Some films are supposed to hurt. Some films hurt because they ring true. Some films ring true because they hit home with an emotional cord that cannot be denied. And some films hurt so good, you forget you're hurting while watching it. Some films pay homage to predecessors without feeling like a rip off. Some films get things right really well. Some films are about adolescence as a struggle.

"The Perks of Being a Wallflower" is everything I just said. I was fortunate enough to read the book when it first came out years ago, when it was touted as the newest "Catcher in the Rye." And it is everything, as a literary piece of work, that the hype builds it up to be, and even more because it presents us with a real, sympathetic teenage boy, with a real struggle that makes him feel like he could be any one of us. Each new revelation that author/script writer/director Chbosky puts in front of us, hits us hard enough to leave a bruise. I think it is a rare treat for a novel to get the same screenplay writer, and even rarer for the author/script writer to direct his own words as well. It's the trifecta of novels-turned-films. It's a treat, because whose eyes are better to convey the words than the person who wrote the words?

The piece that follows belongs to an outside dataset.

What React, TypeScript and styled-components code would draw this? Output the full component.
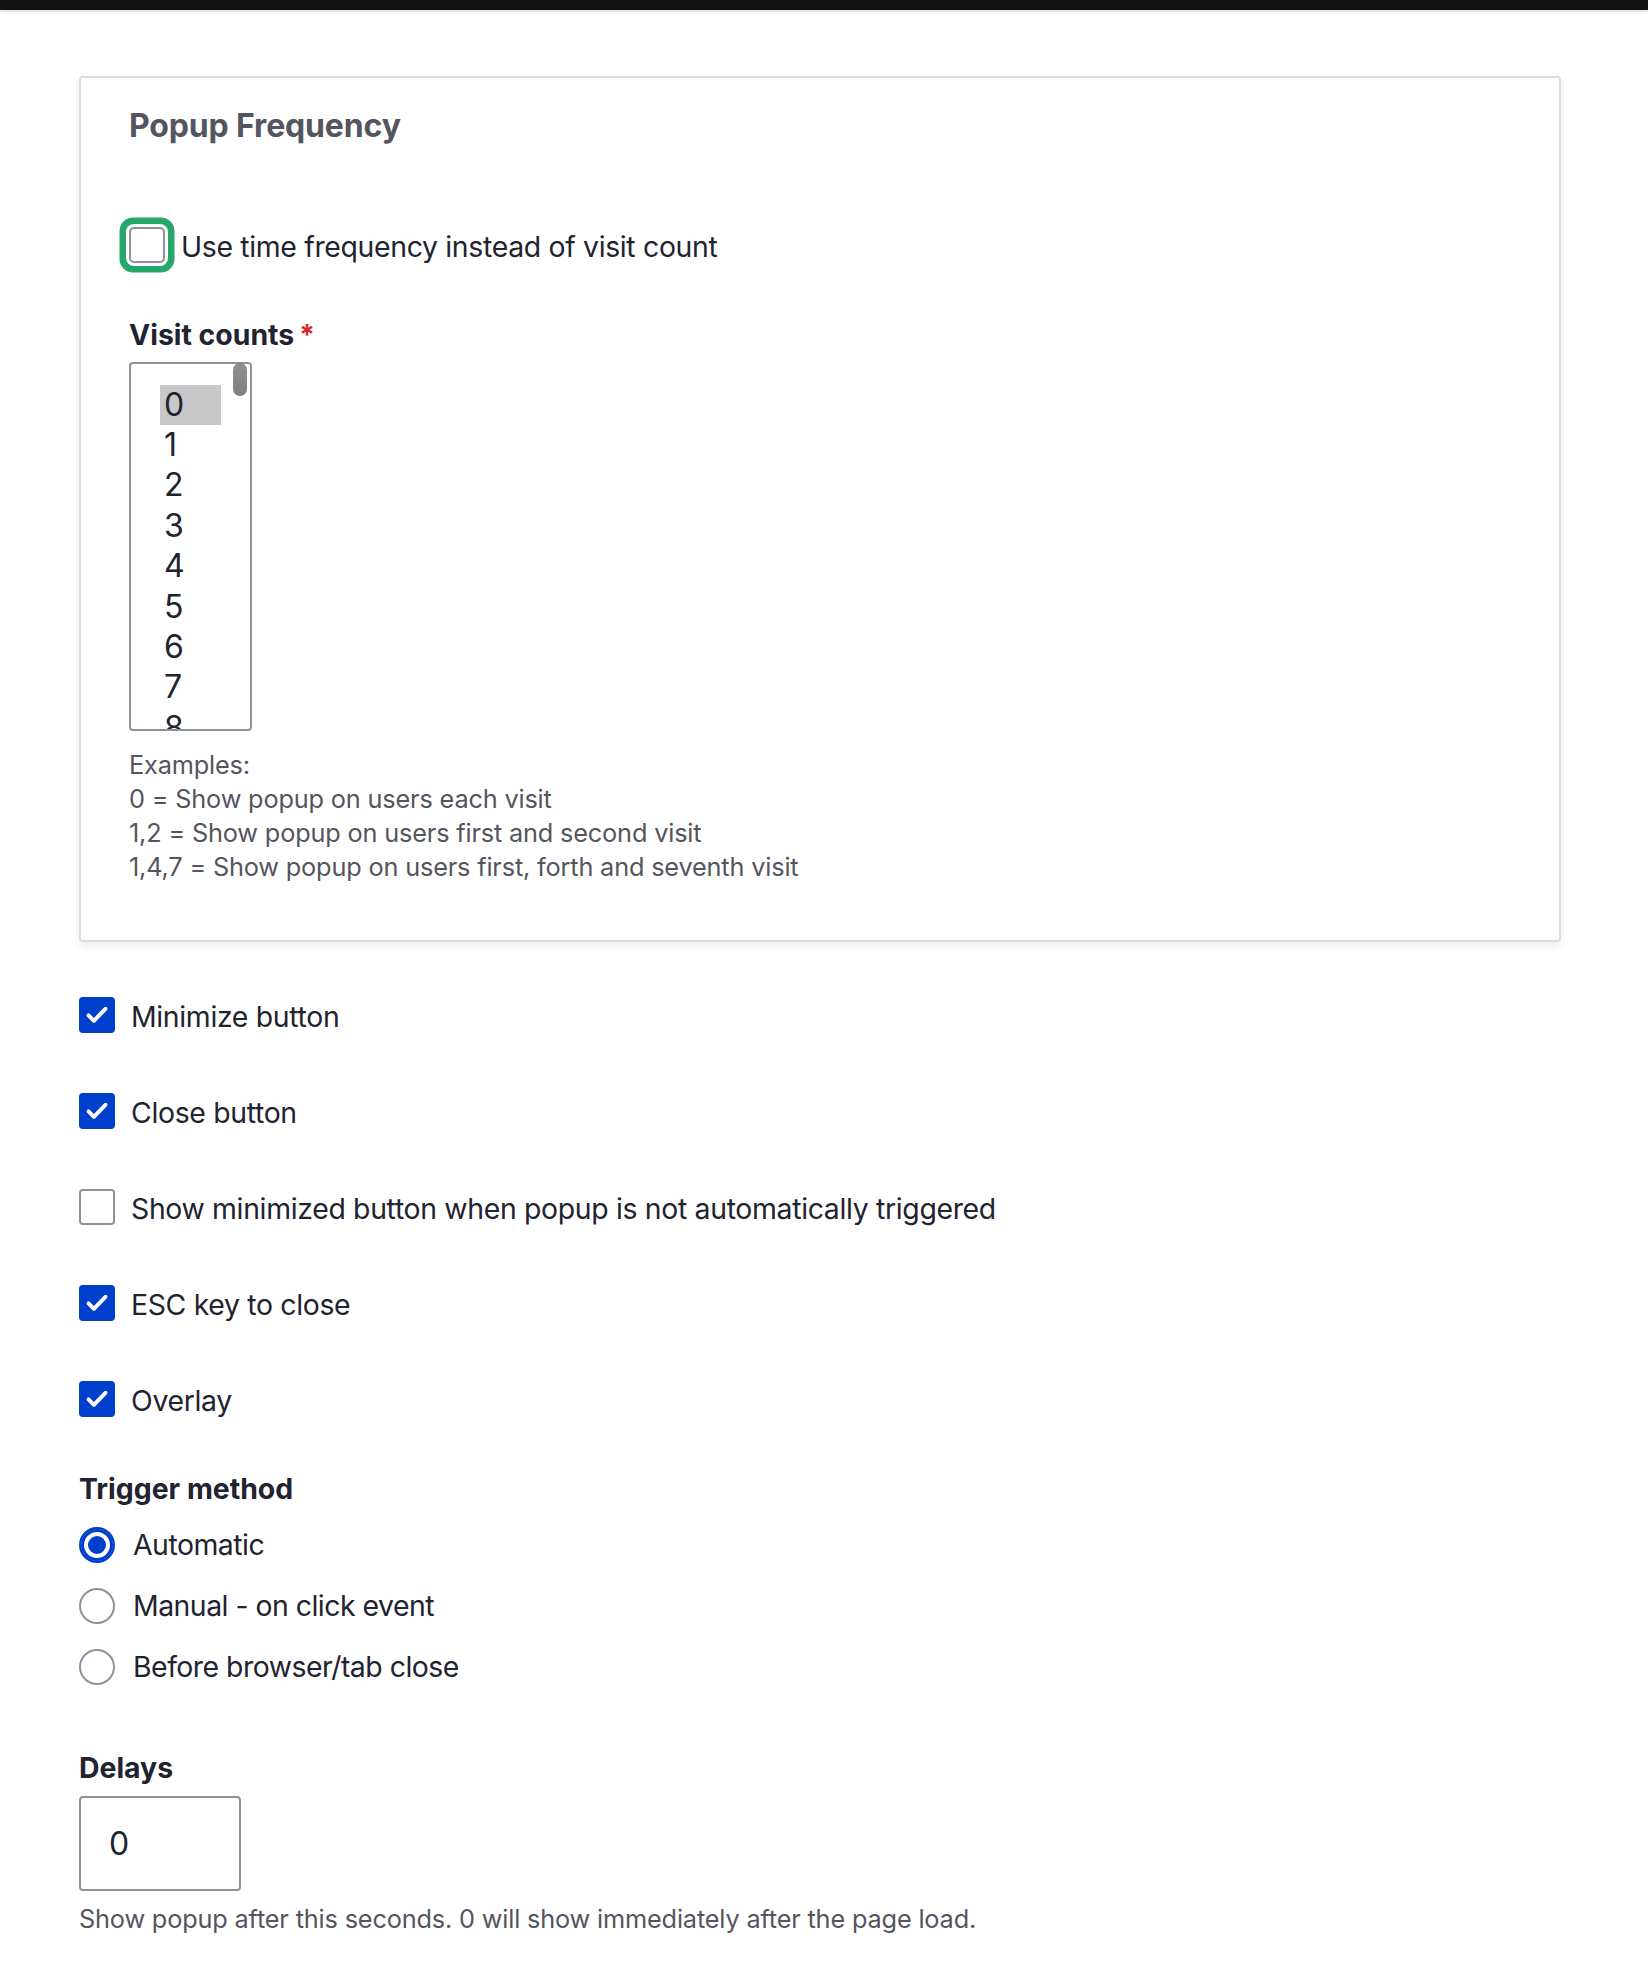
import React from "react";
import styled, { createGlobalStyle, css } from "styled-components";

const GlobalStyle = createGlobalStyle`
  html, body {
    margin: 0;
    padding: 0;
    background: #ffffff;
  }
  body {
    font-family: Inter, "Noto Sans", "Liberation Sans", sans-serif;
    color: #222330;
    -webkit-font-smoothing: antialiased;
  }
  * { box-sizing: border-box; }
`;

const TopBar = styled.div`
  height: 10px;
  background: #121212;
  box-shadow: 0 2px 3px rgba(0, 0, 0, 0.12);
`;

const Page = styled.main`
  padding: 66px 87px 40px 79px;
`;

const Card = styled.section`
  border: 2px solid #dcdde3;
  border-radius: 4px;
  box-shadow: 0 4px 8px rgba(0, 0, 0, 0.07);
  padding: 28px 48px 56px 48px;
  background: #fff;
`;

const CardTitle = styled.h2`
  margin: 0;
  font-size: 32px;
  line-height: 40px;
  font-weight: 700;
  letter-spacing: -0.15px;
  color: #545560;
`;

const FieldLabel = styled.div<{ $mt: number }>`
  margin-top: ${(p) => p.$mt}px;
  font-size: 28.4px;
  line-height: 36px;
  font-weight: 700;
  color: #222330;
  display: flex;
  align-items: flex-start;
`;

const Required = styled.span`
  color: #dc2323;
  margin-left: 5px;
  font-size: 28px;
  line-height: 36px;
`;

const CheckRow = styled.label<{ $mt?: number }>`
  display: flex;
  align-items: flex-start;
  gap: 16px;
  margin-top: ${(p) => p.$mt ?? 0}px;
  cursor: pointer;
`;

const Box = styled.span<{ $checked?: boolean; $focused?: boolean }>`
  flex: none;
  width: 36px;
  height: 36px;
  border-radius: 4px;
  border: 2px solid #8e929c;
  background: #fff;
  display: flex;
  align-items: center;
  justify-content: center;
  ${(p) =>
    p.$checked &&
    css`
      border-color: #003ecc;
      background: #003ecc;
    `}
  ${(p) =>
    p.$focused &&
    css`
      box-shadow: 0 0 0 3px #ffffff, 0 0 0 9.5px #26a769;
      border-radius: 5px;
    `}
`;

const OptionText = styled.span`
  font-size: 28.4px;
  line-height: 36px;
  padding-top: 2px;
  letter-spacing: -0.33px;
  color: #222330;
`;

const ListBox = styled.div`
  position: relative;
  margin-top: 9px;
  width: 123px;
  height: 369px;
  border: 2px solid #8e929c;
  border-radius: 4px;
  overflow: hidden;
  padding: 21px 0 0 29px;
  background: #fff;
`;

const ListOption = styled.div<{ $selected?: boolean }>`
  width: 61px;
  height: 40.4px;
  font-size: 32px;
  line-height: 40.4px;
  padding-left: 4px;
  color: #222330;
  background: ${(p) => (p.$selected ? "#c8c8c8" : "transparent")};
`;

const ScrollThumb = styled.div`
  position: absolute;
  top: -0.5px;
  right: 3px;
  width: 14px;
  height: 33px;
  border-radius: 7px;
  background: linear-gradient(#8f8f8f, #7f7f7f);
`;

const Description = styled.div<{ $mt: number }>`
  margin-top: ${(p) => p.$mt}px;
  font-size: 25.3px;
  line-height: 34px;
  letter-spacing: -0.17px;
  color: #545560;
`;

const CheckList = styled.div`
  margin-top: 55px;
  display: flex;
  flex-direction: column;
  gap: 58px;
`;

const RadioList = styled.div`
  margin-top: 19.5px;
  display: flex;
  flex-direction: column;
  gap: 24px;
`;

const RadioRow = styled.label`
  display: flex;
  align-items: flex-start;
  gap: 18px;
  cursor: pointer;
`;

const RadioDot = styled.span<{ $checked?: boolean }>`
  flex: none;
  width: 36px;
  height: 36px;
  border-radius: 50%;
  border: 2px solid #8e929c;
  background: #fff;
  margin-top: 0.5px;
  ${(p) =>
    p.$checked &&
    css`
      border-color: #003ecc;
      background: #003ecc;
      box-shadow: inset 0 0 0 3px #003ecc, inset 0 0 0 7px #ffffff;
    `}
`;

const RadioText = styled.span`
  font-size: 28.4px;
  line-height: 36px;
  padding-top: 1px;
  letter-spacing: -0.5px;
  color: #222330;
`;

const NumberInput = styled.input`
  display: block;
  margin-top: 10px;
  width: 162px;
  height: 95px;
  border: 2px solid #8e929c;
  border-radius: 4px;
  padding: 0 28px;
  font-family: Inter, "Noto Sans", "Liberation Sans", sans-serif;
  font-size: 32px;
  color: #222330;
  background: #fff;
  outline: none;
`;

const Check = () => (
  <svg width="36" height="36" viewBox="0 0 36 36" aria-hidden="true">
    <polyline
      points="8.5,18.5 14.5,24.5 27.5,11"
      fill="none"
      stroke="#ffffff"
      strokeWidth="4.4"
      strokeLinecap="round"
      strokeLinejoin="round"
    />
  </svg>
);

const checkboxes = [
  { label: "Minimize button", checked: true },
  { label: "Close button", checked: true },
  { label: "Show minimized button when popup is not automatically triggered", checked: false },
  { label: "ESC key to close", checked: true },
  { label: "Overlay", checked: true },
];

const radios = [
  { label: "Automatic", checked: true },
  { label: "Manual - on click event", checked: false },
  { label: "Before browser/tab close", checked: false },
];

const visitCounts = [0, 1, 2, 3, 4, 5, 6, 7, 8];

export default function App() {
  return (
    <>
      <GlobalStyle />
      <TopBar />
      <Page>
        <Card>
          <CardTitle>Popup Frequency</CardTitle>
          <CheckRow $mt={81}>
            <Box $focused />
            <OptionText>Use time frequency instead of visit count</OptionText>
          </CheckRow>
          <FieldLabel $mt={51.7}>
            Visit counts<Required>*</Required>
          </FieldLabel>
          <ListBox>
            {visitCounts.map((n) => (
              <ListOption key={n} $selected={n === 0}>
                {n}
              </ListOption>
            ))}
            <ScrollThumb />
          </ListBox>
          <Description $mt={17}>
            Examples:
            <br />0 = Show popup on users each visit
            <br />1,2 = Show popup on users first and second visit
            <br />1,4,7 = Show popup on users first, forth and seventh visit
          </Description>
        </Card>

        <CheckList>
          {checkboxes.map((c) => (
            <CheckRow key={c.label}>
              <Box $checked={c.checked}>{c.checked && <Check />}</Box>
              <OptionText>{c.label}</OptionText>
            </CheckRow>
          ))}
        </CheckList>

        <FieldLabel $mt={52}>Trigger method</FieldLabel>
        <RadioList>
          {radios.map((r) => (
            <RadioRow key={r.label}>
              <RadioDot $checked={r.checked} />
              <RadioText>{r.label}</RadioText>
            </RadioRow>
          ))}
        </RadioList>

        <FieldLabel $mt={64.5}>Delays</FieldLabel>
        <NumberInput type="text" readOnly value="0" />
        <Description $mt={11.5}>
          Show popup after this seconds. 0 will show immediately after the page load.
        </Description>
      </Page>
    </>
  );
}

"The Perks of Being a Wallflower" hurts so good because it depicts adolescence almost nearly as perfectly as any John Hughes film that preceded it. Everything about adolescence is put under the microscope: anxiety, loneliness, first love, and even homosexuality (which Hughes didn't really have the nerve to tackle, or maybe did not feel the need to back in the 1980s). Hurt is universal, as stated in the film by Charlie (a perfectly cast unknown Logan Lerman, who sort of looks like a poor man's Adam Brody) when he says, "There's so much pain, and I don't know how to not notice it."

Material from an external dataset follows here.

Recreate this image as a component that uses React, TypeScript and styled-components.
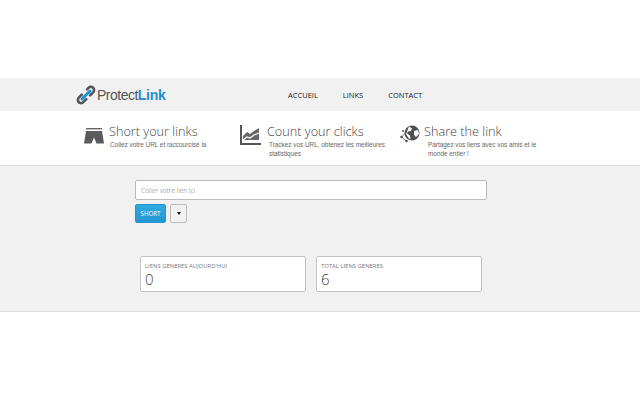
import React from 'react';
import styled, { createGlobalStyle } from 'styled-components';

const GlobalStyle = createGlobalStyle`
  html, body {
    margin: 0;
    padding: 0;
    background: #fff;
    font-family: "Open Sans", "Liberation Sans", sans-serif;
  }
`;

const features = [
  { key: 'short', title: 'Short your links', text: 'Collez votre URL et raccourcisé la', width: 156, textWidth: 110, indent: 1 },
  { key: 'count', title: 'Count your clicks', text: 'Trackez vos URL, obtenez les meilleures statistiques', width: 160, textWidth: 125, indent: 2 },
  { key: 'share', title: 'Share the link', text: 'Partagez vos liens avec vos amis et le monde entier !', width: 150, textWidth: 115, indent: 4 },
];

const LinkIcon = () => (
  <svg width="20" height="20" viewBox="0 0 20 20">
    <path d="M2.8 17.2a3.2 3.2 0 0 1 0-4.5l3-3" fill="none" stroke="#555" strokeWidth="2.6" strokeLinecap="round" />
    <path d="M2.8 17.2a3.2 3.2 0 0 0 4.5 0l3-3" fill="none" stroke="#555" strokeWidth="2.6" strokeLinecap="round" />
    <path d="M11 4.3l1.5-1.5a3.2 3.2 0 0 1 4.6 0 3.2 3.2 0 0 1 0 4.6l-3 3" fill="none" stroke="#555" strokeWidth="2.6" strokeLinecap="round" />
    <path d="M6 14l8-8" stroke="#1c8fd0" strokeWidth="3" strokeLinecap="round" />
  </svg>
);

const ShortsIcon = () => (
  <svg width="20" height="16" viewBox="0 0 20 16">
    <rect x="2" y="0" width="16" height="1.4" fill="#666" />
    <path d="M2 3h16l2 12.5h-7.5L10 9.5l-2.5 6H0z" fill="#5b5b5b" />
  </svg>
);

const ChartIcon = () => (
  <svg width="21" height="20" viewBox="0 0 21 20">
    <path d="M1 0v19h20" fill="none" stroke="#555" strokeWidth="2" />
    <path d="M3 11l4-4 3 2 4-3 5-3v12H3z" fill="#666" />
    <path d="M3 15l4-3 3 1 4-3 5-2" fill="none" stroke="#fff" strokeWidth="1.2" />
  </svg>
);

const GlobeIcon = () => (
  <svg width="20" height="18" viewBox="0 0 20 18">
    <circle cx="12" cy="8" r="7.5" fill="#505050" />
    <path d="M9 1.5l3 2-1 2.5-3 .5-1 2 3 2 .5 4-2-1.5-2.5-4zM14 6l4-1 1 4-3 3-2-2z" fill="#fff" />
    <circle cx="1.5" cy="12" r="1.3" fill="#555" />
    <circle cx="6.5" cy="16" r="1.3" fill="#555" />
    <circle cx="3" cy="6" r="1" fill="#555" />
    <path d="M1.5 12L5 8.5M1.5 12l5 4" stroke="#555" strokeWidth="0.8" />
  </svg>
);

const icons: Record<string, React.ReactNode> = {
  short: <ShortsIcon />,
  count: <ChartIcon />,
  share: <GlobeIcon />,
};

export default function App() {
  return (
    <Page>
      <GlobalStyle />
      <NavBar>
        <Logo>
          <LinkIcon />
          <LogoText>
            Protect<b>Link</b>
          </LogoText>
        </Logo>
        <NavLinks>
          <NavLink>ACCUEIL</NavLink>
          <NavLink>LINKS</NavLink>
          <NavLink>CONTACT</NavLink>
        </NavLinks>
      </NavBar>

      <Features>
        {features.map((f) => (
          <Feature key={f.key} $width={f.width}>
            <FeatureIcon $indent={f.indent}>{icons[f.key]}</FeatureIcon>
            <div>
              <FeatureTitle>{f.title}</FeatureTitle>
              <FeatureText $width={f.textWidth} $indent={f.indent}>
                {f.text}
              </FeatureText>
            </div>
          </Feature>
        ))}
      </Features>

      <Main>
        <LinkInput placeholder="Coller votre lien ici" />
        <Actions>
          <ShortButton>SHORT</ShortButton>
          <CaretButton>
            <Caret />
          </CaretButton>
        </Actions>
        <Cards>
          <Card>
            <CardLabel>LIENS GENERES AUJOURD'HUI</CardLabel>
            <CardValue>0</CardValue>
          </Card>
          <Card>
            <CardLabel>TOTAL LIENS GENERES</CardLabel>
            <CardValue>6</CardValue>
          </Card>
        </Cards>
      </Main>
    </Page>
  );
}

const Page = styled.div`
  width: 640px;
  height: 400px;
  padding-top: 78px;
  box-sizing: border-box;
  overflow: hidden;
  background: #fff;
`;

const NavBar = styled.div`
  height: 33px;
  background: #f1f1f1;
  display: flex;
  align-items: center;
  padding-left: 76px;
`;

const Logo = styled.div`
  display: flex;
  align-items: center;
  gap: 1px;
  width: 212px;
`;

const LogoText = styled.span`
  font-family: "Liberation Sans", Arial, sans-serif;
  font-size: 14px;
  letter-spacing: -0.5px;
  color: #555;

  b {
    color: #1c8fd0;
    font-weight: 700;
    letter-spacing: -0.3px;
  }
`;

const NavLinks = styled.div`
  display: flex;
  gap: 25px;
`;

const NavLink = styled.span`
  font-size: 7.5px;
  color: #222;
`;

const Features = styled.div`
  height: 55px;
  box-sizing: border-box;
  display: flex;
  padding: 11px 0 0 84px;
  background: #fff;
  border-bottom: 1px solid #ddd;
`;

const Feature = styled.div<{ $width: number }>`
  width: ${(p) => p.$width}px;
  display: flex;
  align-items: flex-start;
`;

const FeatureIcon = styled.div<{ $indent: number }>`
  width: ${(p) => (p.$indent === 1 ? 25 : p.$indent === 2 ? 27 : 24)}px;
  flex-shrink: 0;
  padding-top: ${(p) => (p.$indent === 1 ? 5 : 3)}px;
`;

const FeatureTitle = styled.div`
  font-size: 12.7px;
  font-weight: 300;
  line-height: 19px;
  color: #444;
  white-space: nowrap;
`;

const FeatureText = styled.div<{ $width: number; $indent: number }>`
  width: ${(p) => p.$width}px;
  margin-left: ${(p) => p.$indent}px;
  margin-top: -1px;
  font-family: "Liberation Sans", Arial, sans-serif;
  font-size: 6.4px;
  line-height: 9px;
  color: #666;
`;

const Main = styled.div`
  height: 146px;
  box-sizing: border-box;
  padding: 14px 0 0 135px;
  background: #f1f1f1;
  border-bottom: 1px solid #ddd;
`;

const LinkInput = styled.input`
  display: block;
  width: 352px;
  height: 20px;
  box-sizing: border-box;
  padding: 0 5px;
  border: 1px solid #bbb;
  border-radius: 2px;
  background: #fff;
  font-family: "Open Sans", sans-serif;
  font-size: 6.3px;
  outline: none;

  &::placeholder {
    color: #aaa;
  }
`;

const Actions = styled.div`
  display: flex;
  align-items: center;
  gap: 4px;
  margin-top: 4px;
`;

const ShortButton = styled.button`
  width: 31px;
  height: 19px;
  padding: 0;
  border: 1px solid #2b93c8;
  border-radius: 2px;
  background: linear-gradient(#2eaae0, #2596d2);
  color: #fff;
  font-family: "Open Sans", sans-serif;
  font-size: 6.2px;
  font-weight: 400;
`;

const CaretButton = styled.button`
  width: 17px;
  height: 19px;
  padding: 0;
  display: flex;
  align-items: center;
  justify-content: center;
  border: 1px solid #bbb;
  border-radius: 2px;
  background: #f2f2f2;
`;

const Caret = styled.span`
  width: 0;
  height: 0;
  border-left: 2.5px solid transparent;
  border-right: 2.5px solid transparent;
  border-top: 3px solid #111;
`;

const Cards = styled.div`
  display: flex;
  gap: 10px;
  margin: 33px 0 0 5px;
`;

const Card = styled.div`
  width: 166px;
  height: 36px;
  box-sizing: border-box;
  padding: 5px 4px 0;
  background: #fff;
  border: 1px solid #c4c4c4;
  border-radius: 2px;
`;

const CardLabel = styled.div`
  font-size: 5.9px;
  line-height: 9px;
  color: #777;
`;

const CardValue = styled.div`
  font-size: 15px;
  font-weight: 300;
  line-height: 16px;
  color: #444;
`;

In a series of letters narrated to an unknown friend, Charlie describes a rocky start to high school. He's quiet. He's smart. He likes to read. These three qualities make him an immediate outcast. But then he stumbles into a tribe of offbeat seniors, and the movie skids off the usual script into a province rich with joy and rutted with danger: sex, drugs, crushes.
Charlie (Logan Lerman) befriends Patrick (Ezra Miller), a cut-up with a complicated love life. He then meets Sam (Emma Watson), Patrick's stepsister, a sensitive beauty with low self-esteem and a messy past. "Welcome to the island of misfit toys," she says after learning the cause - one of them, anyway - of Charlie's pain. Watson has a convincing, translucent fragility about her, and anyone who caught Miller's ghoulish turn as a way-too-pretty mass killer in "We Need to Talk About Kevin" might be shocked by the warmth and woundedness he exhibits here.
The film is a bit imperfect, but in an endearing way, because the characters are rife with imperfections, and so is adolescence.

This is a definite must-see, especially for anyone who read and enjoyed Chbosky's novel, and before that, "Catcher in the Rye" as a stepping stone into adolescence.